A question & answer session to get to know GG Scholar Jessie Maier, 1st year graduate student in the Microbiology Program.

What aspect of genetics and/or genomics most interests you?

I am most interested in transduction, the exchange of bacterial DNA facilitated by viruses. Phage are sometimes referred to as the ‘puppet masters’ of the microbial realm due to the roles that infection and transduction play in bacterial evolution, microbiome dynamics, and bacterial genetic diversity. I find it fascinating that phage have developed unique genetic strategies and mechanisms to optimize their survival which subsequently have major impacts on entire microbiomes. 

What (or Who) influenced you to go into your field of study?

My highschool biology teacher read our class an excerpt from “The Hot Zone”, a book detailing the Ebola epidemic, and I instantly became hooked on microbiology and infectious disease. I first became passionate about wet-lab research during my first semester of college in Dr. Eric Miller’s ‘Phage Hunters’ course. From there, I joined Dr. Manuel Kleiner’s lab, started independent research, and I haven’t looked back since!

Who or what do you hope benefits from your research?

I hope that my research gets people, young and old, excited about bacteriophage! Bacteriophage are the most abundant, diverse, and deadly biological entity on our planet, yet many people have never even heard of them! Phage therapy is becoming increasingly popular for the treatment of multidrug resistant bacteria and it is therefore important that people understand the significance of these viruses.

How can your research be used to inform decision makers (e.g. policy makers, resource managers, health practitioners, K12 educators, etc etc)?

My research could be used by health professionals to better understand how phage therapy affects the environment and to which it is applied. If phage therapy is to become commonplace, it will be essential for scientists to understand how the microbiome is impacted by a phage therapy treatment. Furthermore, environmentalists could use my research to better understand how phage impact biogeochemical cycling through their actions and interactions within the viral shunt which is known for cycling organics back to lower trophic levels.

What do you think is the most pressing issue or problem in your field of study?

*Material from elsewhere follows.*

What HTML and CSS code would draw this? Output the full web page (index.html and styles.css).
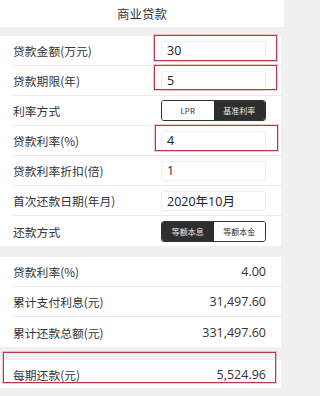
FILE: index.html
```html
<!DOCTYPE html>
<html lang="zh">
<head>
<meta charset="utf-8">
<link rel="stylesheet" href="styles.css">
</head>
<body>
<div class="page">
  <header class="top">商业贷款</header>
  <div class="band b1"></div>
  <section class="list">
    <div class="row"><span class="label">贷款金额(万元)</span><span class="field">30</span></div>
    <div class="row"><span class="label">贷款期限(年)</span><span class="field">5</span></div>
    <div class="row"><span class="label">利率方式</span>
      <span class="seg"><span class="opt">LPR</span><span class="opt on">基准利率</span></span></div>
    <div class="row"><span class="label">贷款利率(%)</span><span class="field">4</span></div>
    <div class="row"><span class="label">贷款利率折扣(倍)</span><span class="field">1</span></div>
    <div class="row"><span class="label">首次还款日期(年月)</span><span class="field">2020年10月</span></div>
    <div class="row last"><span class="label">还款方式</span>
      <span class="seg"><span class="opt on">等额本息</span><span class="opt">等额本金</span></span></div>
  </section>
  <div class="band b2"></div>
  <section class="list">
    <div class="row res"><span class="label">贷款利率(%)</span><span class="val">4.00</span></div>
    <div class="row res"><span class="label">累计支付利息(元)</span><span class="val">31,497.60</span></div>
    <div class="row res last"><span class="label">累计还款总额(元)</span><span class="val">331,497.60</span></div>
  </section>
  <div class="band b3"></div>
  <section class="list">
    <div class="row res final last"><span class="label">每期还款(元)</span><span class="val">5,524.96</span></div>
  </section>
  <div class="mark m1"></div>
  <div class="mark m2"></div>
  <div class="mark m3"></div>
  <div class="mark m4"></div>
</div>
</body>
</html>
```
FILE: styles.css
```css
* { box-sizing: border-box; }
html, body { margin: 0; padding: 0; }
body {
  width: 284px;
  height: 396px;
  overflow: hidden;
  background: #f0f0f0;
  font-family: "Noto Sans CJK SC", "Open Sans", sans-serif;
  color: #333;
}
.page { position: relative; width: 284px; height: 396px; }
.top {
  height: 27px;
  background: #fff;
  display: flex;
  align-items: center;
  justify-content: center;
  font-size: 12.5px;
  color: #333;
}
.band { background: #f0f0f0; }
.b1 { height: 9px; }
.b2 { height: 11px; }
.b3 { height: 13px; }
.list { background: #fff; padding-left: 13px; margin-right: 3px; }
.row {
  height: 30px;
  display: flex;
  align-items: center;
  justify-content: space-between;
  padding-right: 15px;
  border-bottom: 1px solid #ebebeb;
}
.row.last { border-bottom: none; }
.label { font-size: 11.8px; color: #333; }
.field {
  width: 105px;
  height: 20px;
  border: 1px solid #efefef;
  border-radius: 2px;
  padding-left: 5px;
  display: flex;
  align-items: center;
  font-family: "Open Sans", "Noto Sans CJK SC", sans-serif;
  font-size: 12.5px;
  color: #222;
}
.seg {
  width: 105px;
  height: 21px;
  border: 1px solid #333;
  border-radius: 3px;
  display: flex;
  overflow: hidden;
}
.opt {
  flex: 1;
  display: flex;
  align-items: center;
  justify-content: center;
  font-size: 8px;
  color: #333;
  background: #fff;
}
.opt.on { background: #2e2e2e; color: #e8e8e8; }
.val {
  font-family: "Open Sans", sans-serif;
  font-size: 12.5px;
  color: #333;
}
.final { height: 28px; }
.mark {
  position: absolute;
  border: 1.5px solid #b23c4a;
  box-shadow: 0 0 0 1px rgba(220, 120, 130, 0.4);
}
.m1 { left: 154px; top: 35px; width: 123px; height: 26px; }
.m2 { left: 154px; top: 65px; width: 123px; height: 25px; }
.m3 { left: 155px; top: 125px; width: 123px; height: 26px; }
.m4 { left: 3px; top: 352px; width: 273px; height: 31px; }
```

I think there is a general public unawareness of how much our lives are influenced and impacted in a positive manner by microbes. We wouldn’t be alive if it weren’t for bacteria! I think there is alot of fear regarding microbiology given the current pandemic. This is why it is important to make sure our work is accessible and understandable to those not in our niche fields. Better public understanding of microbiology will reduce common misconceptions and the spread of misinformation.

How do you expect the GG Scholars program to impact your work?

I’m most excited to collaborate with other GG scholars, learn from their work and experiences, and improve my skill set in the fields of genetics and genomics. I have already gained so many new perspectives from my peers in GGS that have allowed me to better understand various approaches taken and beliefs held within genetics and genomics. I hope that collaborations formed within the GGA will inspire me to try new things and think differently about my own research. 

How would you describe your research interests to a 3rd grader?

Bacteriophage, or phage, are viruses that infect bacteria. Phage are everywhere and are, by far, the most abundant organism on Earth! I am interested in exploring the ways in which bacteriophage interact with other members of their microbial communities. Specifically, I want to know if there are any bacteria that can ‘prey on their predator’ and eat phage as a food source! Discovering virus-eating bacteria would change the way we think about microbiome dynamics on a global scale! 

What’s your dream job?

I have dreamed of working at the CDC with infectious disease ever since highschool. Even after having gained a passion for bacteriophage throughout my undergraduate and post-graduate research, the CDC still remains my end goal. That being said, I could never give up phage research and would therefore love to combine my interests for infectious disease and bacteriophage and do some work with phage therapy!